The group identified such Obama fundraising solicitations sent to Chinese, Azerbaijani, Vietnamese, Dutch, Italian, Japanese, Norwegian and Egyptian bloggers.
In a report accompanying the GAI report’s release, former U.S. Attorney Ken Sukhia concluded that the Obama campaign is clearly soliciting donations from foreign nationals. Sukhia served as counsel to President George W. Bush and Vice President Dick Cheney on military and overseas ballot cases during the 2000 election.
“The GAI Report has shown that the Obama Campaign actively solicits campaign contributions from non-U.S. residents throughout the world,” Sukhia wrote. “[S]uch solicitations could be explainable if they were received solely by U.S. citizens abroad. They clearly are not.”
In addition to soliciting foreigners for donations, the Obama campaign has chosen not to employ industry-standard safeguards against collecting unlawful foreign donations via its social media and online process, the GAI report says.
Obama for America does not require online credit card donors to input Card Verification Value data to confirm that a political donor is legally authorized to charge contributions to a given credit card. GAI said CVV data consists of “a three or four digit number generally imprinted on the back of the card” in order “to verify that the person executing the purchase physically possesses the card.”
GAI notes that the Obama campaign’s failure to use such security measures in its online donation system likely costs it “millions of dollars in additional fees” because “card processors charge higher transaction fees for campaigns that fail to use the CVV.”
The group estimates that Obama’s 2008 campaign, which raised over $500 million, likely “paid at least an additional $7.25 million in fees to the banks that it could have avoided if it were to have used the CVV,” assuming the campaign paid typical rates for processing credit card transactions.
The Obama campaign claims it has its own methods of confirming the legitimacy of credit card transactions. But it does require CVV data from credit card purchasers of hats, t-shirts and other campaign merchandise.
GAI also determined that the Obama re-election campaign has selected a particularly weak Address Verification System (AVS), a computerized means of comparing house numbers and ZIP codes provided by a donor with the corresponding numbers on file with a credit card issuer.
Different AVS systems “can be set to accept multiple degrees of error,” according to GAI’s report.
“[D]epending on the degree of error the Webmaster allows for the AVS, a transaction might not be flagged as potentially fraudulent if the purchaser mistyped the address associated with the card,” GAI reported. “While all major U.S. credit card issuers are AVS compliant, many foreign card issuers are not.”

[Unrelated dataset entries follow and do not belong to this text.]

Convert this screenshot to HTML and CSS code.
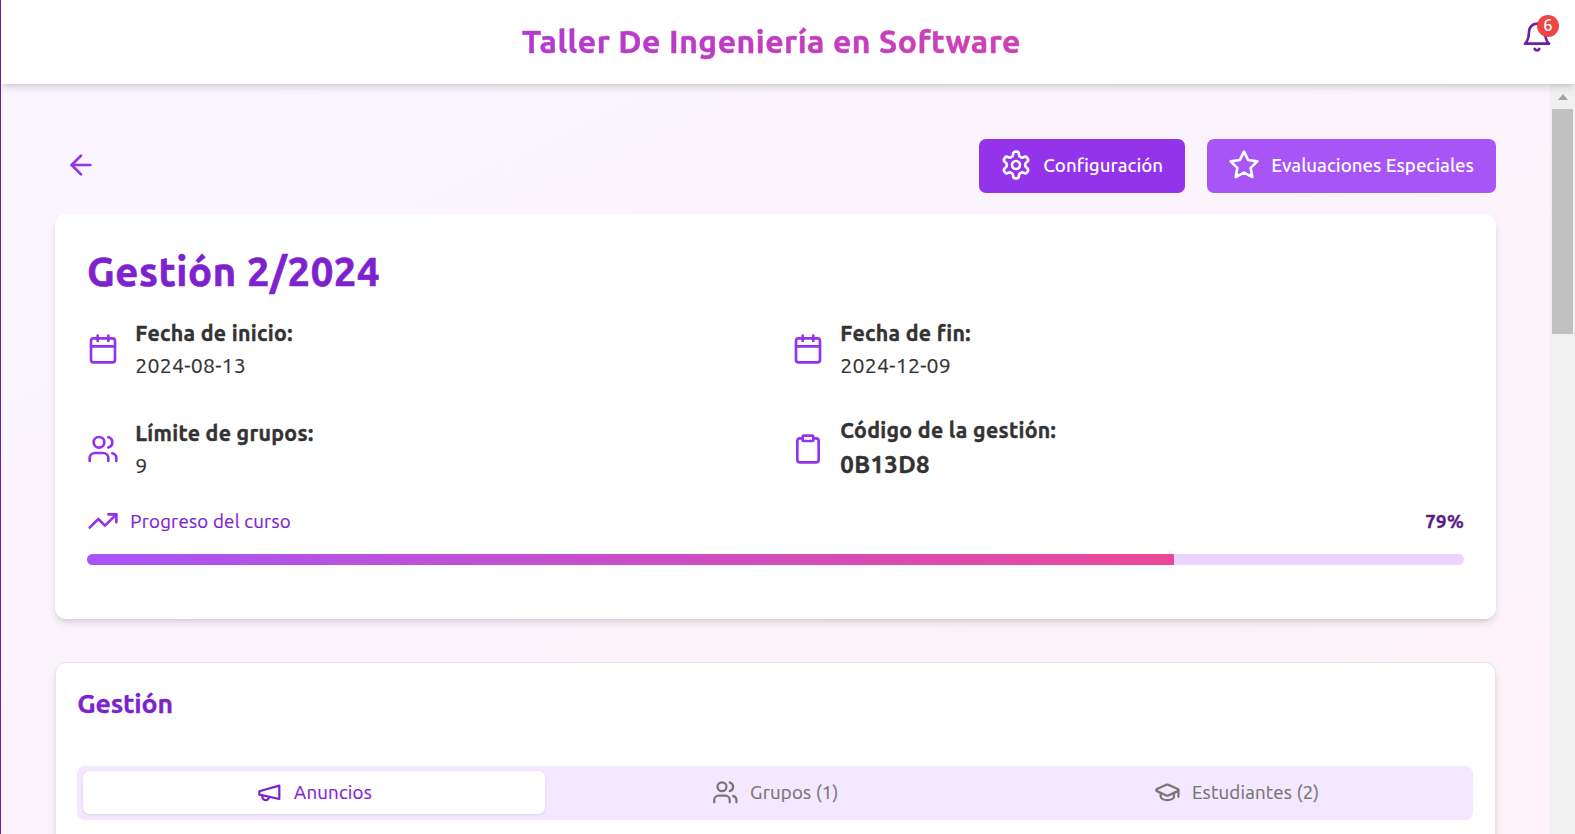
FILE: index.html
```html
<!DOCTYPE html>
<html lang="es">
<head>
<meta charset="utf-8">
<title>Taller De Ingeniería en Software</title>
<link rel="stylesheet" href="styles.css">
</head>
<body>
<div class="app">
  <header class="topbar">
    <h1 class="topbar-title"><span>Taller De Ingeniería en Software</span></h1>
    <button class="bell" aria-label="Notificaciones">
      <svg class="icon" viewBox="0 0 24 24"><path d="M6 8a6 6 0 0 1 12 0c0 7 3 9 3 9H3s3-2 3-9"/><path d="M10.3 21a1.94 1.94 0 0 0 3.4 0"/></svg>
      <span class="badge">6</span>
    </button>
  </header>
  <div class="viewport">
    <main class="content">
      <div class="actions">
        <button class="back" aria-label="Volver"><svg class="icon" viewBox="0 0 24 24"><path d="m12 19-7-7 7-7"/><path d="M19 12H5"/></svg></button>
        <div class="buttons">
          <button class="btn btn-config">
            <svg class="icon" viewBox="0 0 24 24"><path d="M12.22 2h-.44a2 2 0 0 0-2 2v.18a2 2 0 0 1-1 1.73l-.43.25a2 2 0 0 1-2 0l-.15-.08a2 2 0 0 0-2.73.73l-.22.38a2 2 0 0 0 .73 2.73l.15.1a2 2 0 0 1 1 1.72v.51a2 2 0 0 1-1 1.74l-.15.09a2 2 0 0 0-.73 2.73l.22.38a2 2 0 0 0 2.73.73l.15-.08a2 2 0 0 1 2 0l.43.25a2 2 0 0 1 1 1.73V20a2 2 0 0 0 2 2h.44a2 2 0 0 0 2-2v-.18a2 2 0 0 1 1-1.73l.43-.25a2 2 0 0 1 2 0l.15.08a2 2 0 0 0 2.73-.73l.22-.39a2 2 0 0 0-.73-2.73l-.15-.08a2 2 0 0 1-1-1.74v-.5a2 2 0 0 1 1-1.74l.15-.09a2 2 0 0 0 .73-2.73l-.22-.38a2 2 0 0 0-2.73-.73l-.15.08a2 2 0 0 1-2 0l-.43-.25a2 2 0 0 1-1-1.73V4a2 2 0 0 0-2-2z"/><circle cx="12" cy="12" r="3"/></svg>
            <span>Configuración</span>
          </button>
          <button class="btn btn-eval">
            <svg class="icon" viewBox="0 0 24 24"><path d="M12 2l3.09 6.26L22 9.27l-5 4.87 1.18 6.88L12 17.77l-6.18 3.25L7 14.14 2 9.27l6.91-1.01z"/></svg>
            <span>Evaluaciones Especiales</span>
          </button>
        </div>
      </div>

      <section class="card summary">
        <h2 class="summary-title">Gestión 2/2024</h2>
        <div class="facts">
          <div class="fact">
            <svg class="icon" viewBox="0 0 24 24"><path d="M8 2v4M16 2v4M3 10h18"/><rect x="3" y="4" width="18" height="18" rx="2"/></svg>
            <div><p class="label">Fecha de inicio:</p><p class="value">2024-08-13</p></div>
          </div>
          <div class="fact">
            <svg class="icon" viewBox="0 0 24 24"><path d="M8 2v4M16 2v4M3 10h18"/><rect x="3" y="4" width="18" height="18" rx="2"/></svg>
            <div><p class="label">Fecha de fin:</p><p class="value">2024-12-09</p></div>
          </div>
          <div class="fact">
            <svg class="icon" viewBox="0 0 24 24"><path d="M16 21v-2a4 4 0 0 0-4-4H6a4 4 0 0 0-4 4v2"/><circle cx="9" cy="7" r="4"/><path d="M22 21v-2a4 4 0 0 0-3-3.87"/><path d="M16 3.13a4 4 0 0 1 0 7.75"/></svg>
            <div><p class="label">Límite de grupos:</p><p class="value">9</p></div>
          </div>
          <div class="fact">
            <svg class="icon" viewBox="0 0 24 24"><rect x="8" y="2" width="8" height="4" rx="1"/><path d="M16 4h2a2 2 0 0 1 2 2v14a2 2 0 0 1-2 2H6a2 2 0 0 1-2-2V6a2 2 0 0 1 2-2h2"/></svg>
            <div><p class="label">Código de la gestión:</p><p class="code">0B13D8</p></div>
          </div>
        </div>
        <div class="progress-head">
          <svg class="icon" viewBox="0 0 24 24"><path d="M22 7l-8.5 8.5-5-5L2 17"/><path d="M16 7h6v6"/></svg>
          <span class="progress-name">Progreso del curso</span>
          <span class="progress-value">79%</span>
        </div>
        <div class="progress"><div class="progress-fill" style="width:78.95%"></div></div>
      </section>

      <section class="card management">
        <h3 class="management-title">Gestión</h3>
        <div class="tabs">
          <button class="tab tab-active">
            <svg class="icon" viewBox="0 0 24 24"><path d="m3 11 18-5v12L3 14v-3z"/><path d="M11.6 16.8a3 3 0 1 1-5.8-1.6"/></svg>
            <span>Anuncios</span>
          </button>
          <button class="tab">
            <svg class="icon" viewBox="0 0 24 24"><path d="M16 21v-2a4 4 0 0 0-4-4H6a4 4 0 0 0-4 4v2"/><circle cx="9" cy="7" r="4"/><path d="M22 21v-2a4 4 0 0 0-3-3.87"/><path d="M16 3.13a4 4 0 0 1 0 7.75"/></svg>
            <span>Grupos (1)</span>
          </button>
          <button class="tab">
            <svg class="icon" viewBox="0 0 24 24"><path d="M21.42 10.922a1 1 0 0 0-.019-1.838L12.83 5.18a2 2 0 0 0-1.66 0L2.6 9.08a1 1 0 0 0 0 1.832l8.57 3.908a2 2 0 0 0 1.66 0z"/><path d="M22 10v6"/><path d="M6 12.5V16a6 3 0 0 0 12 0v-3.5"/></svg>
            <span>Estudiantes (2)</span>
          </button>
        </div>
      </section>
    </main>
    <div class="scrollbar"><span class="scroll-up"></span><span class="scroll-thumb"></span></div>
  </div>
</div>
</body>
</html>
```

FILE: styles.css
```css
* { box-sizing: border-box; margin: 0; padding: 0; }
html, body { height: 100%; overflow: hidden; }
body { font-family: Ubuntu, "Noto Sans", sans-serif; color: #333; background: #fff; }
button { font: inherit; color: inherit; border: 0; background: none; }
.icon { display: block; flex: none; width: 32px; height: 32px; fill: none; stroke: currentColor; stroke-width: 2; stroke-linecap: round; stroke-linejoin: round; }

.app { display: flex; flex-direction: column; height: 834px; border-left: 1px solid #6b21a8; }

.topbar { position: relative; z-index: 2; display: flex; align-items: center; flex: none; height: 84px; padding-right: 22px; background: #fff; box-shadow: 0 5px 8px -1px rgba(0,0,0,.1), 0 3px 5px -2px rgba(0,0,0,.1); }
.topbar-title { flex: 1; padding: 0 0 2px 21px; font-size: 32px; line-height: 43px; font-weight: 700; letter-spacing: .47px; text-align: center; white-space: nowrap; color: transparent; background: linear-gradient(90deg, #9333ea, #ec4899); -webkit-background-clip: text; background-clip: text; -webkit-text-stroke: .5px transparent; }
.bell { position: relative; margin-bottom: 10px; color: #6b21a8; }
.badge { position: absolute; top: -6px; right: -6px; width: 22px; height: 22px; border-radius: 50%; background: #ef4444; color: #fff; font-family: "Noto Sans", sans-serif; font-size: 15.5px; line-height: 21px; font-weight: 500; text-align: center; }

.viewport { display: flex; flex: 1; min-height: 0; }
.content { flex: 1; padding: 55px 54px 0; overflow: hidden; background: linear-gradient(to bottom right, #faf5ff, #fdf2f8); }

.actions { display: flex; align-items: center; justify-content: space-between; height: 54px; margin-bottom: 21px; padding-left: 10px; }
.back { margin-bottom: 2px; color: #9333ea; }
.buttons { display: flex; gap: 22px; }
.btn { display: flex; align-items: center; gap: 11px; height: 54px; padding: 0 0 1px 21.3px; border-radius: 7px; color: #fff; font-size: 18.67px; font-weight: 500; white-space: nowrap; }
.btn .icon { margin-bottom: 1px; }
.btn-config { width: 206px; background: #9333ea; }
.btn-eval { width: 289px; background: #a855f7; }

.card { border-radius: 11px; background: #fff; box-shadow: 0 5px 8px -1px rgba(0,0,0,.1), 0 3px 5px -2px rgba(0,0,0,.1); }
.summary { height: 405px; padding: 34px 32px 0; }
.summary-title { margin-bottom: 21px; color: #7e22ce; font-size: 40px; line-height: 48px; font-weight: 700; letter-spacing: .62px; -webkit-text-stroke: .7px #7e22ce; }
.facts { display: grid; grid-template-columns: 1fr 1fr; gap: 33px; }
.fact { display: flex; align-items: center; gap: 16.3px; }
.fact .icon { color: #9333ea; }
.label, .value { font-size: 21.33px; line-height: 32px; }
.label { font-weight: 700; letter-spacing: .3px; -webkit-text-stroke: .4px #333; }
.value { letter-spacing: .22px; -webkit-text-stroke: .2px #333; }
.code { font-size: 24px; line-height: 37px; font-weight: 700; letter-spacing: .35px; -webkit-text-stroke: .4px #333; }
.progress-head { display: flex; align-items: center; gap: 11.3px; height: 32px; margin: 22px 0 17px; font-size: 18.67px; }
.progress-head .icon { color: #9333ea; }
.progress-name { flex: 1; color: #7e22ce; letter-spacing: .24px; -webkit-text-stroke: .2px #7e22ce; }
.progress-value { color: #581c87; font-weight: 700; letter-spacing: .3px; -webkit-text-stroke: .3px #581c87; }
.progress { height: 11px; border-radius: 6px; overflow: hidden; background: #e9d5ff; }
.progress-fill { height: 100%; background: linear-gradient(90deg, #a855f7, #ec4899); }

.management { height: 300px; margin-top: 43px; padding: 22px 21.3px 0; border: 1px solid #e5e5e5; }
.management-title { margin-bottom: 44px; color: #7e22ce; font-size: 26.67px; line-height: 37px; font-weight: 700; letter-spacing: -.2px; -webkit-text-stroke: .3px #7e22ce; }
.tabs { display: grid; grid-template-columns: repeat(3, 1fr); width: 1396px; height: 54px; padding: 5px 6px 6px; border-radius: 8px; background: #f3e8ff; }
.tab { display: flex; align-items: center; justify-content: center; gap: 11.5px; border-radius: 7px; color: #757575; font-size: 18.67px; letter-spacing: .2px; white-space: nowrap; -webkit-text-stroke: .2px currentColor; }
.tab .icon { width: 26.67px; height: 26.67px; }
.tab-active { color: #7e22ce; background: #fff; box-shadow: 0 1px 3px rgba(0,0,0,.1); }

.scrollbar { flex: none; display: flex; flex-direction: column; align-items: center; width: 25px; padding-top: 10px; background: #f0f0f0; }
.scroll-up { width: 0; height: 0; border: 5.5px solid transparent; border-top: 0; border-bottom: 6px solid #a3a3a3; }
.scroll-thumb { width: 21px; height: 225px; margin-top: 9px; background: #c1c1c1; }
```
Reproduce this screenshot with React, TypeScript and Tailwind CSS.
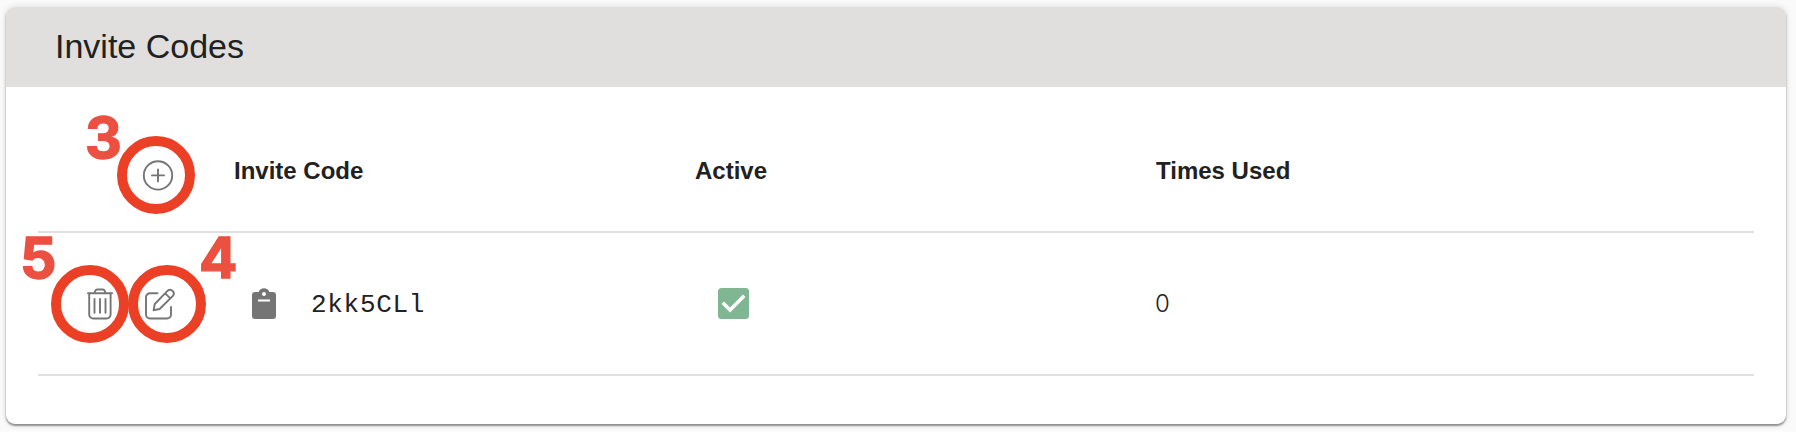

Sukhia said that “the AVS error settings the [Obama] campaign appears to have chosen would not provide meaningful protection against fraudulent or foreign contributions.”
These “vulnerabilities” in the Oama campaign’s online credit card processing system, GAI contends, “are not difficult to fix.”
“In addition to the CVV and a strong AVS system, the campaign could make use of geo-location on the campaign websites so that if a visitor comes from a foreign IP [Internet Protocol] address, he or she would be alerted of the relevant federal laws and asked for a passport number or military ID in order to proceed to the donation page,” GAI said.
In addition to fundraising practices employed at “my.barackobama.com,” another website — “Obama.com” — directs Web traffic to pages where the president’s campaign fills its coffers, GAI concluded.
Neither President Obama nor his campaign owns Obama.com. Sukhia said data show that 68 percent of traffic to that website comes from foreign users, all of whom are redirected to Obama fundraising Web pages.
Obama.com was registered in September 2008 to Robert Roche, an Obama campaign bundler living in Shanghai, China, according to GAI.
“Roche is an American citizen (originally from Chicago) who has spent the bulk of his time since the late 1990s developing business interests in Shanghai,” the group wrote. Roche “has considerable business interests in Chinese state-run television and ties to several state-owned Chinese companies.”
“By October 2, 2008, Obama.com began redirecting all visitors to specific content on my.barackobama.com,” GAI wrote. “Upon arrival to my.barackobama.com, visitors were asked for their name, email, and zip code and presumably were sent solicitation letters, like every other visitor who provides that information to the campaign.”
“Following President Obama’s campaign victory in November 2008, Obama.com redirected visitors to a page selling inauguration merchandise and taking donations for the inauguration celebration,” GAI added. “Throughout 2009, the website redirected to pages on the campaign website advocating various presidential initiatives.”
“Starting in late January 2010, Obama.com redirected to a page gathering email addresses and continued to do so through 2011. Sometime during 2012, the webpage began sending visitors to a donation page on the Obama campaign’s website. The campaign’s donation page loads an affiliate number to track the traffic and donations coming via the website. It continues to do so today.”
According to GAI’s report, Roche’s name was removed from the domain registration of Obama.com on Oct. 4, 2010, and replaced with “an anonymous registration” provided by an affiliate of GoDaddy.com. Obama.com was subsequently moved to a server company based in Utah and its administration was transferred to Wicked Global, “a small company with only four employees listed on its website,” and led by a 25-year-old Harvard dropout.
“Who arranged for Wicked Global to oversee Obama.com, and why that was done is unknown,” GAI reported, adding that it “remains unclear whether or not Roche himself continues to own Obama.com. Nevertheless, the site continues to aid the Obama campaign, regardless of ownership.”
The Obama campaign has not responded to The Daily Caller’s request for comment regarding this report.